Gilmer is a graduate of Ball State University, where he graduated with a bachelor’s of arts in Journalism and Telecommunications. He currently serves as the project manager for the Office of Disability Affairs for the city of Indianapolis. He was an LTC player for seven years.
“I was always interested in sports,” he said. “Being able to be a part of LTC allowed me to go to school and talk to my friends, who also played sports, about my games. It allowed me an opportunity to enjoy sports more than just from behind a TV screen.”
Gilmer said that team sizes vary from year to year, but that LTC has anywhere from four to six teams with eight to 10 players participating on each team.
“One other factor that goes into team size is the amount of peer players that we have sign up for that year as well,” he continued. “Peer players are what makes LTC unique. They are individuals, often peers of the players themselves, who volunteer to assist with various things during the season such as batting, fielding, throwing the ball, running the bases and even learning the game of softball as they go. Peer players are also tasked with ensuring that the players stay safe while participating.”
Gilmer said that being a part of the team allows peer players to see the disabled as no different than they are.
“They see that in a whole new way,” he said. “These kids might do things differently than they do, but they share some of the same interests, have goals and often build new friendships out of participating in LTC.”
Answering the call
Gilmer also said that being a member of the league brings the opportunity for the kids to be kids and experience sports in a small way like ordinary kids would. Parents are also given the opportunity to sit in the stands for their child’s games, which is something they would never have thought they’d be able to do before LTC.
“It definitely gives me the opportunity just sit in the stands and be a regular parent,” Amy Camp said.
Camp’s daughters, Grace, 17, and Emily, 16, both participate in LTC.
“A lot of times, with special needs kids, you have to be involved,” she continued. “So it’s just great to have that hour on a Sunday afternoon to just sit and watch your kids be able to participate with other kids in their own age group.”
Grace is autistic, and Emily has a seizure disorder.
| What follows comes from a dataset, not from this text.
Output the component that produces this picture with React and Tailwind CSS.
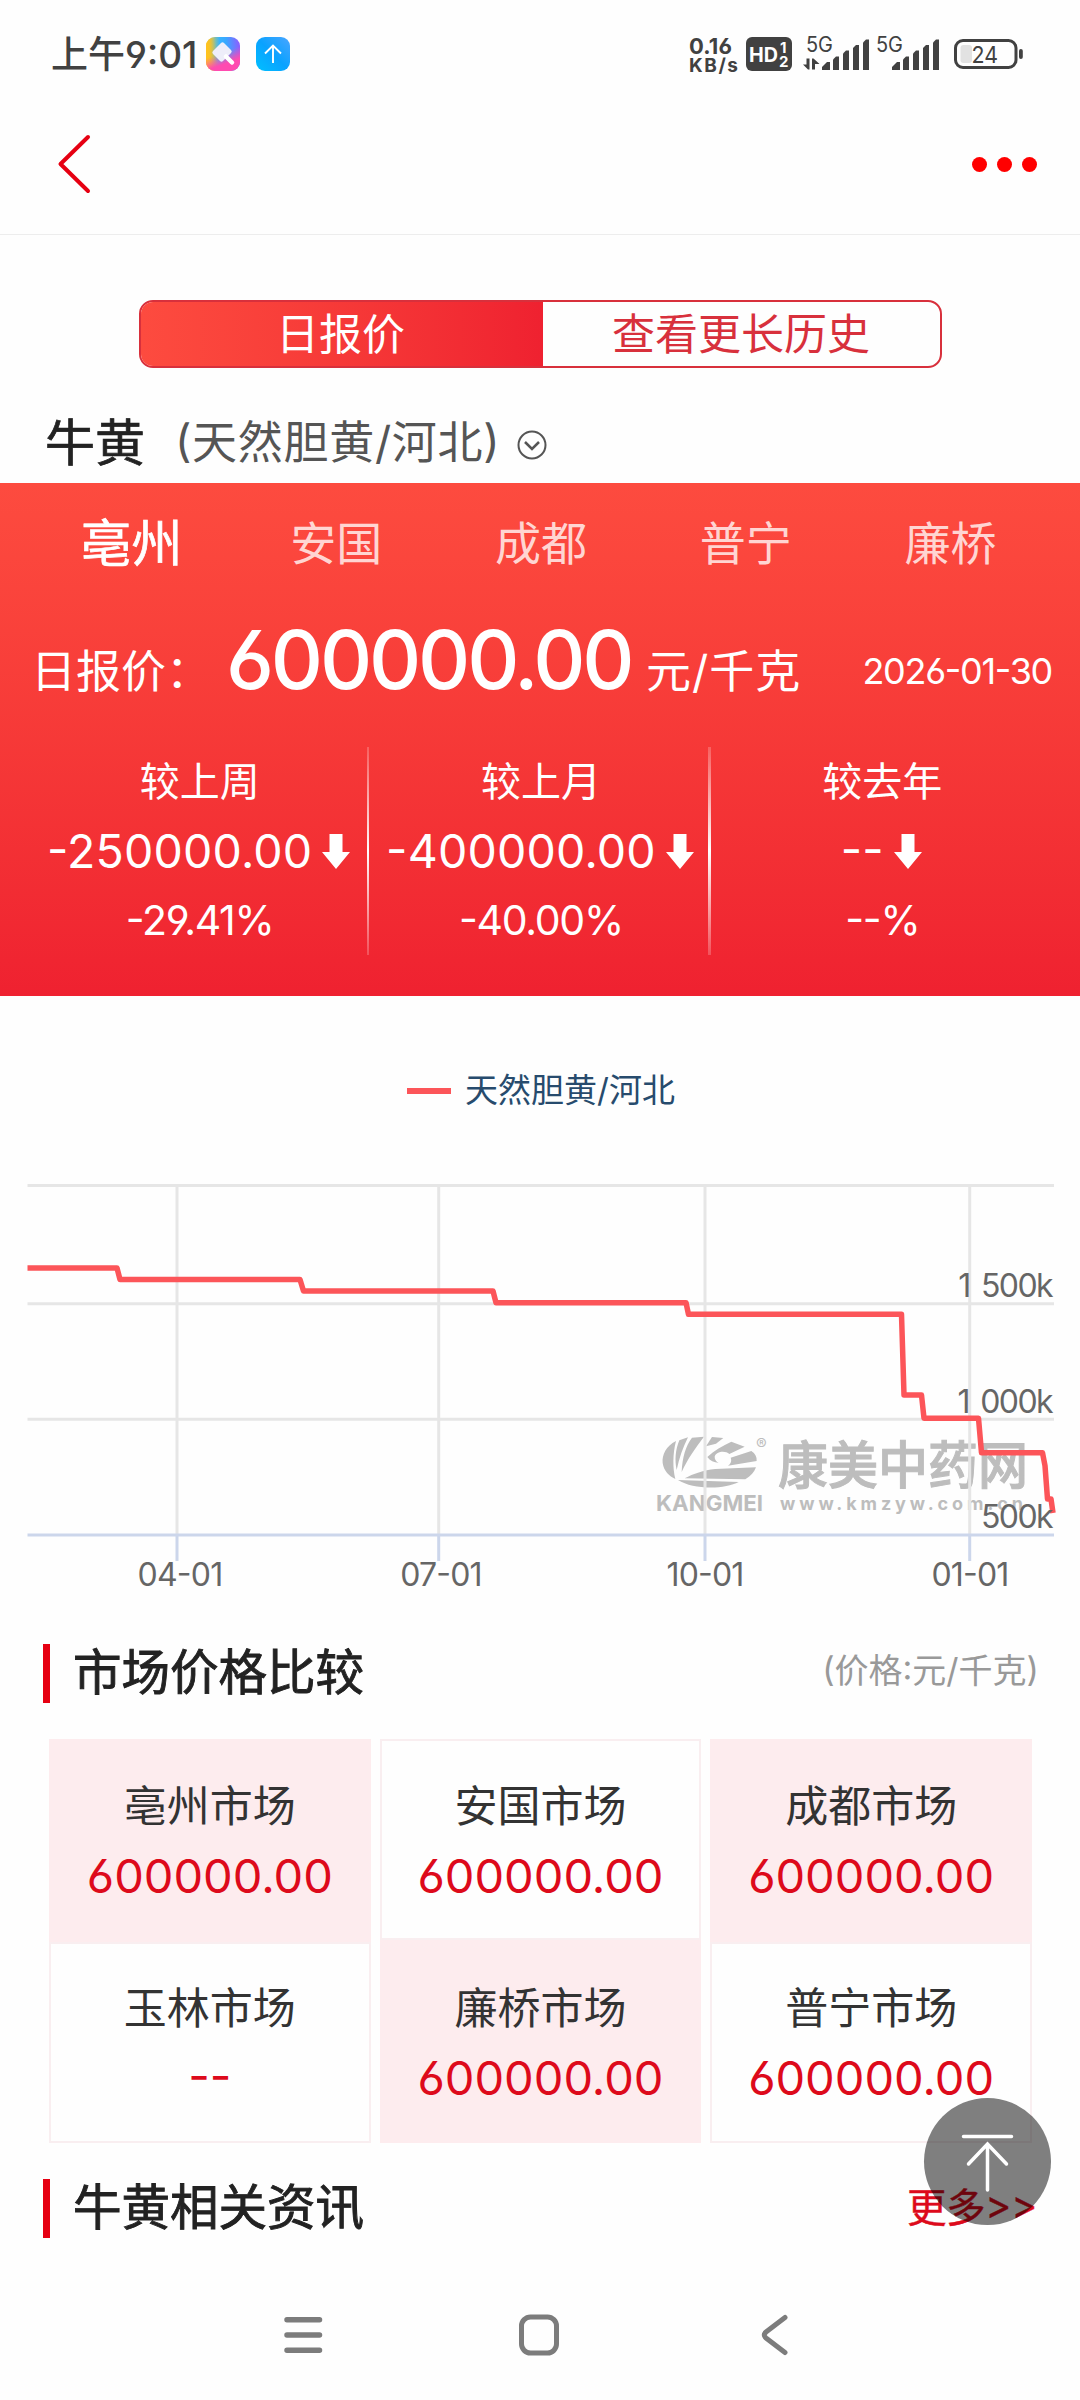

This will be their sixth year participating with LTC.
“I heard about it through a teacher at Franklin Township Schools,” Camp said. “Grace was nervous at first, but now she just loves it. Talking about it just makes her smile, and she gets so excited. Grace is hoping this year they’re going to be training her to be a peer next year. That’s one thing that the organization does, even if you have a disability. It’s a really nice pay it forward program. Not all peers are high school age, and some are kids with disabilities of their own.”
Camp said that Grace’s communication and social skills have improved dramatically in the time she’s participated in the league.
Living the dream
“As a parent, it means the world to me,” she said. “I would say to anyone considering signing their child up that everybody there is so friendly and welcoming. It’s a safe environment for your child. Come give it a try. You’ll really get to be a part of a fun event for a Sunday afternoon.”
“As a league, we do not focus on the outcome of any game,” Gilmer said. “Our league operates with no winners or losers in games. Every batter on each team bats every inning. We also do not keep score. The reason for this is because this is oftentimes the players’ first taste of any organized sport. So, we focus on helping the players understand their abilities and helping them enjoy the game.”
Gilmer said that anyone interested shouldn’t be nervous about playing – just come to a game!
“From there forward, they’ll want to get out there and swing the bat and run the bases as well,” he said.
And just like the kids he tries to inspire, Gilmer himself feels blessed to be a part of LTC.
“For me, it’s the opportunity to give back to a league that has provided a lot to me as a young kid with a disability,” he said.
Registration fees are $40 per player and $20 per peer player and go toward equipment players need such as bats, helmets and balls, as well as uniforms, trophies and awards. For more information on Lead the Challenge, visit the website at ltcsoftball.com or find them on Facebook.
5 Questions with Dustin Gilmer
Who or what inspires you? My parents. They taught me, despite my disability, to work and fight for anything that I want to accomplish. My dad once told me that just because you have a disability doesn’t mean the world owes you anything. You still have to go fight your best.
Is baseball your favorite sport? (If not, what is?) Baseball is my first favorite, followed by football.
What’s your favorite sports-themed movie? The Sandlot.
What position did you play when you were a member of the team? I loved to play catcher!
Do you have any pets? No, but I have a service dog named Carver.